The CEO of Aurigen Reinsurance, Mr. Ryder, FCIA, FSA, MAAA, is renowned for his website hockeyanalytics.com, which attracts hockey lovers keen to discover the numbers behind the scorelines.


Thanks to his background in statistics and a career as an actuary, Mr. Ryder has been able to produce detailed calculations that can reveal the most important players on a team and much more. His site covers such topics as the applications of the Poisson distribution, win probabilities, the "five laws of hockeynomics", and the impact of puck possession.


All this is a long way from 2002, when he was inspired by the book Win Shares. Written by Bill James, the grandfather of baseball analytics, it set out to allocate team wins to individual players. A lifelong hockey fan who enjoyed recording such data as line combinations and the location of shots on goal, Mr. Ryder devised Player Contribution, his own system for determining the contribution of individuals to a team’s wins.
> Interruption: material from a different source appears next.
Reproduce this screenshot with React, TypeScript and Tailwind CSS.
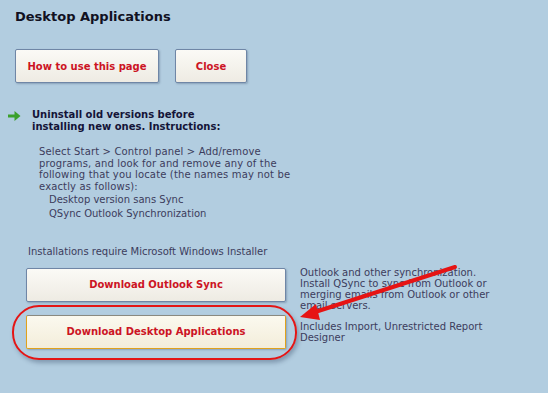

His model of shot quality was groundbreaking work. About it he said: "A simple model for the allocation of goal prevention accountability is that ‘defense prevents shots’ whereas ‘goaltending stops shots’. But all shots are not the same. There are significant variations in quality. So I set out to improve on this simple model by building a predictive model for goals based on observable shot quality factors such as distance and shot type. This shot quality model assessed the factors and produced the probability of a goal.


"As a good actuary I wanted the model to be ‘reproducing’—the model’s expected goals should equal the actual goals while even-handed, on the power play, and while short-handed, and across all shot types. When you sum up the shot probabilities for each shot in a game you get the expected goals in that game. This thinking ought to be familiar to any actuary. And this thinking is now used by several NHL teams to better assess team and individual performance, as the number of goals actually scored has a significant random element."


Hockeyanalytics.com has become so well regarded that Mr. Ryder has been offered consulting assignments by NHL teams, and has enjoyed one-on-one sessions with some of their senior managers. However, he prefers to treat the site as "an enjoyable hobby".


Years of analysis have meant that he now views games differently. "When I was younger I used to follow the offense. But now I watch the defence a lot more. Defence is the least understood part of the game because there are no readily available statistics that describe it. That’s not the case with forwards—conventional statistics help us there. How does a fan know whether a defenseman is playing well? They really don’t have any guidance.


"Actuarial science has given me a very specific framework to think about problems. One of the things that you need to study hockey through an analytic lens is an understanding of randomness. The puck bounces around a lot. Sometimes it finds its way into the net. Without an understanding of probability, you may not know what the numbers mean."


The baseball-centred book Moneyball, which was the basis of a hit film starring Brad Pitt, has brought the area of sport-related analytics to wider public attention. Mr. Ryder said: "It popularized the notion that you could get somewhere with this thinking. And as a business book Moneyball is excellent, as it has a clear message: there is something to be gained in the identification and acquisition of undervalued assets.


"Hockey is a difficult game to measure. You could easily model baseball on a computer, as it has so many discrete events. But hockey is the most fluid team sport. And so much of it is a function of energy and passion."


The passions surrounding hockey have brought Mr. Ryder into conflict with some fellow fans. During the three seasons he spent writing an analytical column for GlobeSports.com, which was open to readers’ comments, he had to develop a "very thick" skin. "Many fans do not believe that statistics can be useful, and most people want to believe their eyes, not the numbers. But, for instance, the difference between average and marginal goaltending might be only one goal every three or four games. You have to watch a lot of hockey to see that with your eyes. There is, however, a thoughtful community out there of other hockey analysts, sports writers, bloggers, and teams. Those people are really interested."


Like every other supporter, Mr. Ryder has an opinion on this year’s Stanley Cup. Describing himself as "a Leafs fan, unfortunately" ("I believe you should pick a team and keep supporting it"), he said: "At the end of the regular season I thought the best team was the Pittsburgh Penguins, but they are gone. Hockey is full of random events and the best team does not always win a period, a game or a series. I think St Louis could really surprise people. They are exceptionally disciplined and they win games with defence. They keep games under their control. Their goaltending is hot, which can carry you through the play-offs."


However, he added a note of caution: "There are so many ways it can go wrong."